_Supplied material_.
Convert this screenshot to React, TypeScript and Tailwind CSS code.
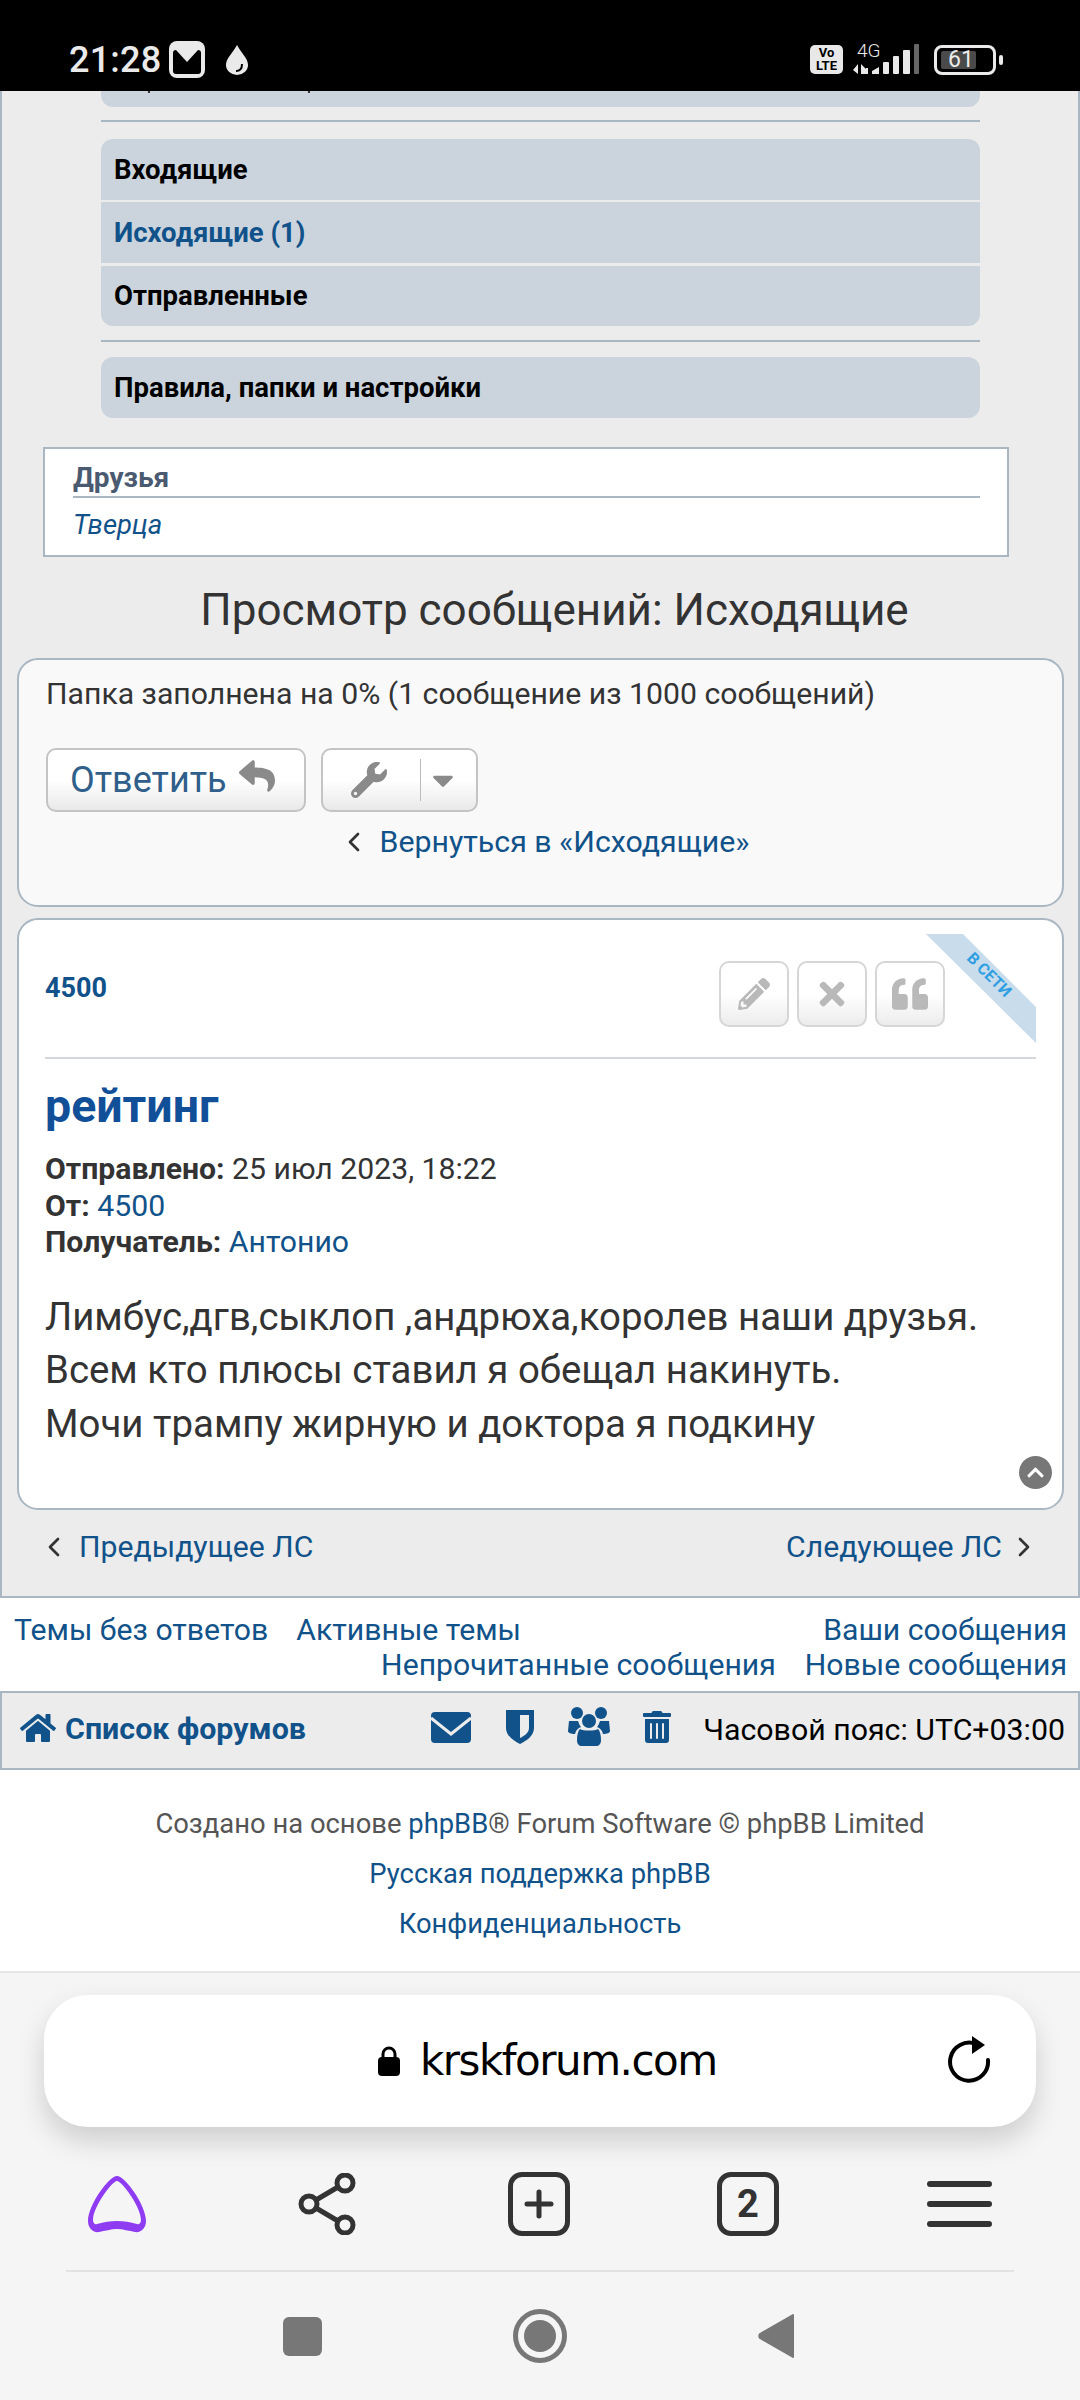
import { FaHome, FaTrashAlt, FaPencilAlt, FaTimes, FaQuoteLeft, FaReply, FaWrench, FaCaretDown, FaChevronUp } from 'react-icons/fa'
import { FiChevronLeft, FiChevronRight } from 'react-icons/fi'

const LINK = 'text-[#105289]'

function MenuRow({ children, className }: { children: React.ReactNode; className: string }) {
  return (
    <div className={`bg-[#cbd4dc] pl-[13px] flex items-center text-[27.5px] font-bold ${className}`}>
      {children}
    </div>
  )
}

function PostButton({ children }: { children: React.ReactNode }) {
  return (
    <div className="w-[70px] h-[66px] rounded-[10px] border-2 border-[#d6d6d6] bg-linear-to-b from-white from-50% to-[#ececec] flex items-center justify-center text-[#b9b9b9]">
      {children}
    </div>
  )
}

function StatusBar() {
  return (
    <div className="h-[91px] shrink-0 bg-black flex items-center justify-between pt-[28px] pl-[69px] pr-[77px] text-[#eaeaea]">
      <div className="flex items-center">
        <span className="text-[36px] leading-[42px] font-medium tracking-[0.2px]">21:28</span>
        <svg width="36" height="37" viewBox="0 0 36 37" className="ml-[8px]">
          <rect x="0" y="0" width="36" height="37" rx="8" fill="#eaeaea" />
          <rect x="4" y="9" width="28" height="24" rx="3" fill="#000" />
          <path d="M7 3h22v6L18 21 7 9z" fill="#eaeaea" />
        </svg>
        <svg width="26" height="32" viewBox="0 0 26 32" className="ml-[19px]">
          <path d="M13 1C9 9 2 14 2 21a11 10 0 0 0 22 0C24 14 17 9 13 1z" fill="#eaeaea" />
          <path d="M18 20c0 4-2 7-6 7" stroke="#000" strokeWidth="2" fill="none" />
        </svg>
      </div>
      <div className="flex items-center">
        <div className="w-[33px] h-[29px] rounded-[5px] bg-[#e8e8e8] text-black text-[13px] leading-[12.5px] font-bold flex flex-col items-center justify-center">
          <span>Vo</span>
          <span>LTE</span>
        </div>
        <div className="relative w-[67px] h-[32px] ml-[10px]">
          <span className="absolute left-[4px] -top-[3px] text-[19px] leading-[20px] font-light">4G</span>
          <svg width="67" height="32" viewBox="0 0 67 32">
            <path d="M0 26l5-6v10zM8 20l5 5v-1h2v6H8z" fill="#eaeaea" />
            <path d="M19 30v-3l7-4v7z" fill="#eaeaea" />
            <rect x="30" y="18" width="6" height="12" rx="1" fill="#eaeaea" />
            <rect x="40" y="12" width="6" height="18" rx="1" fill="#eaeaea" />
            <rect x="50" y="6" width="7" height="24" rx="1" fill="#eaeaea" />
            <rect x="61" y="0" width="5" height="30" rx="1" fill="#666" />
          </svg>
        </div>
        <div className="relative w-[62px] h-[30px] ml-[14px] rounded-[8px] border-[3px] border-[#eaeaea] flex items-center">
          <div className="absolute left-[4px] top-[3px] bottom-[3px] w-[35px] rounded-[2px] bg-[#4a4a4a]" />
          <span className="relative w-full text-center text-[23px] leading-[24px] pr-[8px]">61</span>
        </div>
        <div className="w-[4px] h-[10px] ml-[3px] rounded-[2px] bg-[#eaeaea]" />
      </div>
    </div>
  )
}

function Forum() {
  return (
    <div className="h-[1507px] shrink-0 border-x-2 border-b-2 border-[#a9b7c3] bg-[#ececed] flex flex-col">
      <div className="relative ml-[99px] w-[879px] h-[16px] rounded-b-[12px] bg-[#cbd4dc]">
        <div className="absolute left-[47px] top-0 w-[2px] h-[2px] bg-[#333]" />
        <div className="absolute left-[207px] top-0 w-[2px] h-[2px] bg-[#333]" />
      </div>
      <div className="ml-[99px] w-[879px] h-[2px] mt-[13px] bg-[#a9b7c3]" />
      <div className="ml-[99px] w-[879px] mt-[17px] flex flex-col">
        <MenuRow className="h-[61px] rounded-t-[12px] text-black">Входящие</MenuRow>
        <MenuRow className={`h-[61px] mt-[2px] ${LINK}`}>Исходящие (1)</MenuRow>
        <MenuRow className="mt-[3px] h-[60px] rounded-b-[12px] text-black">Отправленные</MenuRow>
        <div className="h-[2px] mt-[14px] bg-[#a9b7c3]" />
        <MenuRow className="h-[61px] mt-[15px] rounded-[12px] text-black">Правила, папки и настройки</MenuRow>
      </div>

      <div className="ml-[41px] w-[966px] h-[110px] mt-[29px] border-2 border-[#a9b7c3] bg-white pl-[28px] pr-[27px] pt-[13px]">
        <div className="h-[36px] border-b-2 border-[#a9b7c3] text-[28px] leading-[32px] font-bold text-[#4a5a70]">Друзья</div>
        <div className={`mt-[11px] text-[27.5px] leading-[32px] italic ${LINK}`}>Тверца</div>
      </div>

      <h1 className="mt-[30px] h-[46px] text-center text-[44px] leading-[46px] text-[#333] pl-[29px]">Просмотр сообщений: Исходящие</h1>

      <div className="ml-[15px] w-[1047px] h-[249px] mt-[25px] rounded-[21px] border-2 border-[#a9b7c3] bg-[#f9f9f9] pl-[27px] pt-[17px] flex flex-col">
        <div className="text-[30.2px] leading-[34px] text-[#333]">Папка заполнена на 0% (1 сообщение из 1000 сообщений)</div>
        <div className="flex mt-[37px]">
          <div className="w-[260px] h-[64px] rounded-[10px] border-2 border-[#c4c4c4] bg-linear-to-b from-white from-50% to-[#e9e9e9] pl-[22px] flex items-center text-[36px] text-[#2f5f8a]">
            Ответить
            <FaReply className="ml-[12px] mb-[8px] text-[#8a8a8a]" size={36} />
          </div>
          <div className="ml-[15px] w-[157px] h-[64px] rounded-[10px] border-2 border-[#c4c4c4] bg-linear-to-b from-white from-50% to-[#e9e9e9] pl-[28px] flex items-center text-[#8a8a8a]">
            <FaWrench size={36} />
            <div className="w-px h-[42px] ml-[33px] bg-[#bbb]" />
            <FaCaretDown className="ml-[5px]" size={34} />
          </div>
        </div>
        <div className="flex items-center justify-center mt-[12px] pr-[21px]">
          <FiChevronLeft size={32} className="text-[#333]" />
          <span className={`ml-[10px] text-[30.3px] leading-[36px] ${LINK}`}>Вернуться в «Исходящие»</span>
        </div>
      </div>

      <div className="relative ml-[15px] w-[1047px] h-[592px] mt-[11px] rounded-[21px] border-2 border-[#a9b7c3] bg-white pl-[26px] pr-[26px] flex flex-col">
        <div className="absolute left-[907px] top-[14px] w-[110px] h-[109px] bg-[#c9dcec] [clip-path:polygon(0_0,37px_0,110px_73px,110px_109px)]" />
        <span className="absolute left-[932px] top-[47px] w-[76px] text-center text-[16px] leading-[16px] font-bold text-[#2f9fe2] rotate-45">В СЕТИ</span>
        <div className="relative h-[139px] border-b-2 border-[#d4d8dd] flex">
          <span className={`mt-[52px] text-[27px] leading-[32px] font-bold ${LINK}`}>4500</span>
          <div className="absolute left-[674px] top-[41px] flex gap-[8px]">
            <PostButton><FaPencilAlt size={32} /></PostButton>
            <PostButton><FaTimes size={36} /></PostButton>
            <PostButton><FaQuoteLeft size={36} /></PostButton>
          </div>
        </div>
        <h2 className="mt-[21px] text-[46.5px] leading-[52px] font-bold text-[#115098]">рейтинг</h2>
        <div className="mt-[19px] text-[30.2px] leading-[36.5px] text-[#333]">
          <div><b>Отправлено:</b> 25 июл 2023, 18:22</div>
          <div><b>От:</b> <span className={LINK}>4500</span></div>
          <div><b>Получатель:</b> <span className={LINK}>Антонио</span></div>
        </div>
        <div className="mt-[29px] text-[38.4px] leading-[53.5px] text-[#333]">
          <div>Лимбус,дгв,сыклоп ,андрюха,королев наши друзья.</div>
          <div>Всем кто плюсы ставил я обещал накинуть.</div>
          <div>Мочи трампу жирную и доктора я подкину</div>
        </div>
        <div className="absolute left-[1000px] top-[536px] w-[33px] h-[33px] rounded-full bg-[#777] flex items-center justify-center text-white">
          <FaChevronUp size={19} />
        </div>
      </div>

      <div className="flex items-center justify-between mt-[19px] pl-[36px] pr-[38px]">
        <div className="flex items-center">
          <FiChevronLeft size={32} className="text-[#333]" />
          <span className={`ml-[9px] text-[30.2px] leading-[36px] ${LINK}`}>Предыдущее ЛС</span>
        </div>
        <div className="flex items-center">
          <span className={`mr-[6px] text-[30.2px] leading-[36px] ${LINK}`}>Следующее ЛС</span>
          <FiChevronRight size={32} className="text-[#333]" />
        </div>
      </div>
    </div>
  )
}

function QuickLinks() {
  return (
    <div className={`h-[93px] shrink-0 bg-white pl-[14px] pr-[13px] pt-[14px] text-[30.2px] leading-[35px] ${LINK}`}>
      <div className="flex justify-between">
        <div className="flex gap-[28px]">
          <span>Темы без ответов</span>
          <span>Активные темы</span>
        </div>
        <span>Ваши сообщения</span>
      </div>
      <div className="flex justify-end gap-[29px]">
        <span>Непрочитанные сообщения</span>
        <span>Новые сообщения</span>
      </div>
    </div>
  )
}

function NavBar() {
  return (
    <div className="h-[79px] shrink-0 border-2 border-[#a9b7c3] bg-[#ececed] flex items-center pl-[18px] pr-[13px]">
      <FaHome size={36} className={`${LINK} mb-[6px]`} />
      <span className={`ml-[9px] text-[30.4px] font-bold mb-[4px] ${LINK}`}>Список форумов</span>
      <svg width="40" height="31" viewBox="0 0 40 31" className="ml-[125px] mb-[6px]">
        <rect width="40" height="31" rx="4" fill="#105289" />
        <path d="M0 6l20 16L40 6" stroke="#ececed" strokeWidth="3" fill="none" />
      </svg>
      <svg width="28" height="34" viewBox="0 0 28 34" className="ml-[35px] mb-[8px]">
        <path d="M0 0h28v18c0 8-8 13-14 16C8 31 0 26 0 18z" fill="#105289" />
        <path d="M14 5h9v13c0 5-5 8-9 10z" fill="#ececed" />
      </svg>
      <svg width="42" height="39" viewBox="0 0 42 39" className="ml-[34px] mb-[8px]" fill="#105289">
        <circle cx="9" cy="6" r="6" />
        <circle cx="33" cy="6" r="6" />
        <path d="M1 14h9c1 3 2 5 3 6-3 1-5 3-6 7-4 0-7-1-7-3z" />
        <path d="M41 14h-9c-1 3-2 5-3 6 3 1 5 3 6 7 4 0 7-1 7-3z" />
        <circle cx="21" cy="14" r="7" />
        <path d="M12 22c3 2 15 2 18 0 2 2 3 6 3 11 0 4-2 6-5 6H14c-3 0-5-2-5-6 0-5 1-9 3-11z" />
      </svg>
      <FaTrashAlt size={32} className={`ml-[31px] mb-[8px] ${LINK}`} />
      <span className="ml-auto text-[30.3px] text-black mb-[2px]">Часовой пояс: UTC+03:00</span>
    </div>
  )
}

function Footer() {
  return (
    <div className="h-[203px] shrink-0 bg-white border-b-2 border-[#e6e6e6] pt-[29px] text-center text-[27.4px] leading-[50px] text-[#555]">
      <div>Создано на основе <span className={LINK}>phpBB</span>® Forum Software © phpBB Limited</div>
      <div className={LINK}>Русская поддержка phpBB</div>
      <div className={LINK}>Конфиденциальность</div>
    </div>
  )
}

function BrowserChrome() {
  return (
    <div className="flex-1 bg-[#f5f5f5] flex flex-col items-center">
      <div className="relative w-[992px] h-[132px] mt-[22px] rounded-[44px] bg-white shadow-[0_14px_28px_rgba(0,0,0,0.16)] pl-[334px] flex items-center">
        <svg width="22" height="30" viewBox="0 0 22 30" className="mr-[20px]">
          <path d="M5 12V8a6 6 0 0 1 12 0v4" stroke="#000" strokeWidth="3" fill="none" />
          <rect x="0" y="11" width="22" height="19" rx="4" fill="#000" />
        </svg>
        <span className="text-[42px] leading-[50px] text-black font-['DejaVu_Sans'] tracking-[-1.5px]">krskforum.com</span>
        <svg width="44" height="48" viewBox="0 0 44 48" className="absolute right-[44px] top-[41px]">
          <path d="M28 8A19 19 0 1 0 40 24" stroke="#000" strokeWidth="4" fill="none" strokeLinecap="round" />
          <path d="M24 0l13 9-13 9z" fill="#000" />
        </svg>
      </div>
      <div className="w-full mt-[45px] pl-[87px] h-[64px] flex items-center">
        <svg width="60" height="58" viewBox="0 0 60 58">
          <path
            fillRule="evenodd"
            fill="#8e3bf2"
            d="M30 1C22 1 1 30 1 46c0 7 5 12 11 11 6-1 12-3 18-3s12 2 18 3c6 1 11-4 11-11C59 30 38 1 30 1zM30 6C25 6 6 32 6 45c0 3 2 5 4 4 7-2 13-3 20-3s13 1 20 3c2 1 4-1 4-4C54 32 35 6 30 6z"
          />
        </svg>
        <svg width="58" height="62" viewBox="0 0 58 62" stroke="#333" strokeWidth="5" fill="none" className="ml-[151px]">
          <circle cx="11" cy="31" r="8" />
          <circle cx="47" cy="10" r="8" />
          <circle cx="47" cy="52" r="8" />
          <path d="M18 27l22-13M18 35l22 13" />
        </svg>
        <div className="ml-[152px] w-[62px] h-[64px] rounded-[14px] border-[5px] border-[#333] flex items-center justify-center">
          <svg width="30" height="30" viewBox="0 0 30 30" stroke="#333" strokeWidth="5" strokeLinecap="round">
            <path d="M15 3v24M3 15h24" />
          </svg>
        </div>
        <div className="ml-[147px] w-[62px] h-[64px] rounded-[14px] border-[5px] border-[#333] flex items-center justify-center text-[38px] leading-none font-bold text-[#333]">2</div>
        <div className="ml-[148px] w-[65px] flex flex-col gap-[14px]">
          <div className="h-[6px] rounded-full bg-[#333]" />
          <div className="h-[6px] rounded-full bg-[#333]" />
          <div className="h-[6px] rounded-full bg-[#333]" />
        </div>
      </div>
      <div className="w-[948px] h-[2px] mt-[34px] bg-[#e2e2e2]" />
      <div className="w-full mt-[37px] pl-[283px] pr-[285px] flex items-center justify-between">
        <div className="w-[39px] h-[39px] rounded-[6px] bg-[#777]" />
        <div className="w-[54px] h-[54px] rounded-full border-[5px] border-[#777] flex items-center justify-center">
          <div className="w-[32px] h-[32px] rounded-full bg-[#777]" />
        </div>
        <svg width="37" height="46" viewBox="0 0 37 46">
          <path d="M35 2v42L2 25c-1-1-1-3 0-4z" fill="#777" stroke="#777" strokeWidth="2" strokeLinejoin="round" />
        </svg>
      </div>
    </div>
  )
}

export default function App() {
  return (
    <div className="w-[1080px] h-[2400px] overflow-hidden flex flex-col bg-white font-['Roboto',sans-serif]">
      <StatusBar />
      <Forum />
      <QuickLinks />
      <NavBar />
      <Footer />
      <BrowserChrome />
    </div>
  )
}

_Directions for this task_. Please extract exactly the lines of the data, from the first through the line containing "const LINK = 'text-[#105289]'", and add no pictures to the copy.

_Output of the exercise_.
Convert this screenshot to React, TypeScript and Tailwind CSS code.
import { FaHome, FaTrashAlt, FaPencilAlt, FaTimes, FaQuoteLeft, FaReply, FaWrench, FaCaretDown, FaChevronUp } from 'react-icons/fa'
import { FiChevronLeft, FiChevronRight } from 'react-icons/fi'

const LINK = 'text-[#105289]'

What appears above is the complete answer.